Bin Laden’s network also has strengthened ties to groups fighting for control of Kashmir, most of which is held by India, a broadly popular cause throughout Pakistan that has the backing of the government and military.

“It is a much bigger problem than just saying it is a bunch of tribal Islamists in the fringe areas,” said Bruce Riedel, a South Asia expert who served at the CIA, National Security Council and Pentagon and retired last year after 30 years of counterterrorism and policymaking experience.

Consider that most of the significant al-Qaeda captures by Musharraf’s security services haven’t come in the tribal areas. Both Khalid Shaikh Muhammed, the architect of 9/11, was nabbed in Rawalpindi, a stone’s throw from the capitol city of Islamabad. His deputy, Ramzi bin al-Shibh, was caught in Karachi. They got Ahmed Khalfan Ghailani, involved in the 1998 East Africa embassy bombings, in Gujrat, south of the capitol. Same for technology specialist Mohammed Naeem Nour Khan, captured in the major city of Lahore.

It’s most likely the case that had they ensconced themselves in the tribal areas, they’d be free men today. But that just raises the question of what it was they were doing in Pakistan proper — who they were taking risks to meet and what access to revenues they possessed. Reidel points out to Meyer that the quality of the videotapes released by al-Qaeda deputy leader Ayman Zawahiri indicates that “they are not being produced in some primitive area but where you can get access to news media on a regular basis.”

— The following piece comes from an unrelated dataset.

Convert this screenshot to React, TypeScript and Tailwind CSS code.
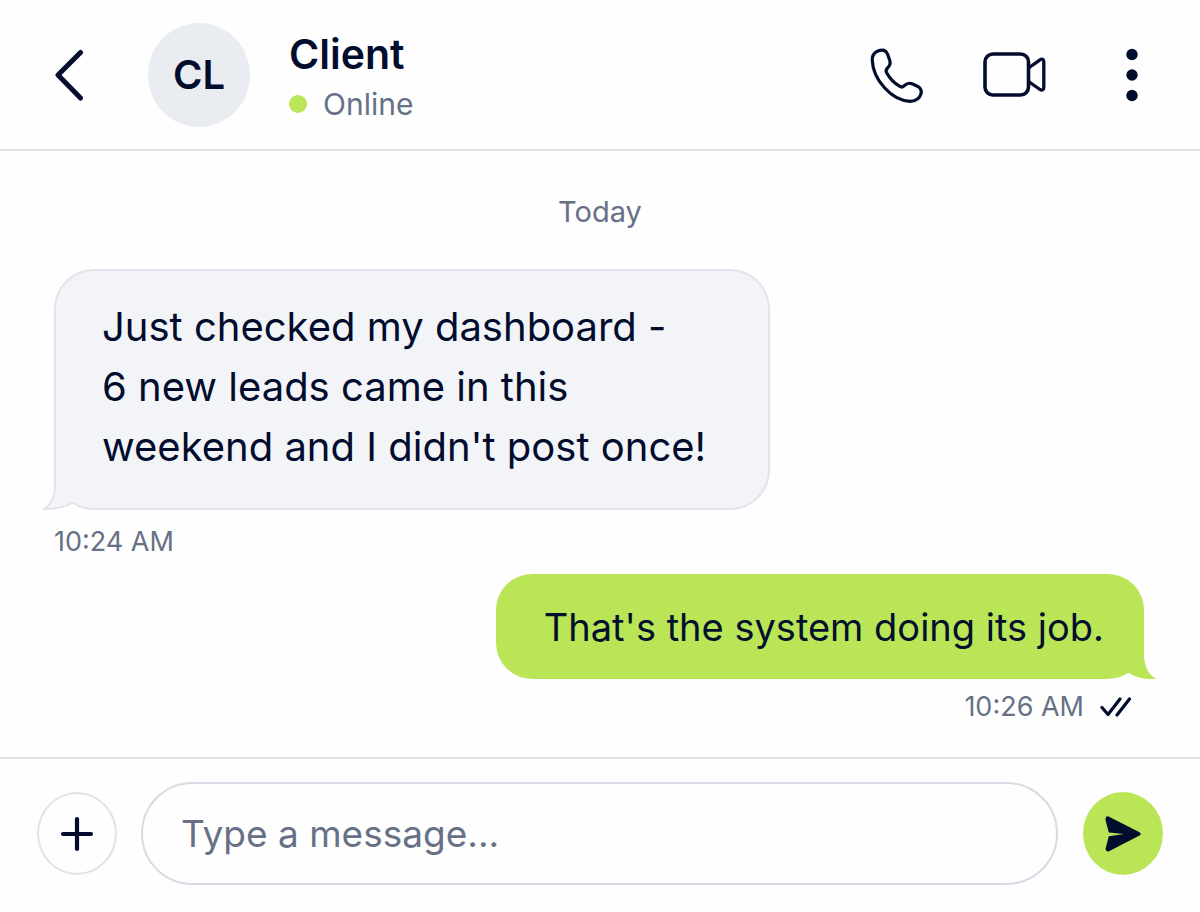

A counterterrorism official Meyer quotes said that no one in the U.S. national security bureaucracy is focusing on the tribal areas “to the exclusion” of the Pakistani center. Hopefully, that’s true. After all, last month’s violent outbursts by Islamabad’s pro-Taliban Red Mosque provided a glaring example of the foothold that jihadist elements were able to seize even in the very capital of the country. On the other hand, U.S. officials are wary of destabilizing Pakistan by moving into the tribal areas, and that’s a concern made all the more salient when considering overt U.S. involvement in, say, Karachi. Even if Meyer’s counterterrorism source is describing U.S. focus correctly, it may be cold comfort.

Why might the public version of the NIE play down the extent to which al-Qaeda operates in Pakistan? Well, we are fighting this other war in Iraq, ostensibly to fight the “ones who attacked us in America on September the 11th.” It was long overdue for the NIE to say plainly that al-Qaeda has any kind of safe haven in Pakistan, and President Bush took an enormous amount of criticism for it. Detailing the extent of it would hardly help the president’s effort to buy time for the war in Iraq as a counterterrorism mission.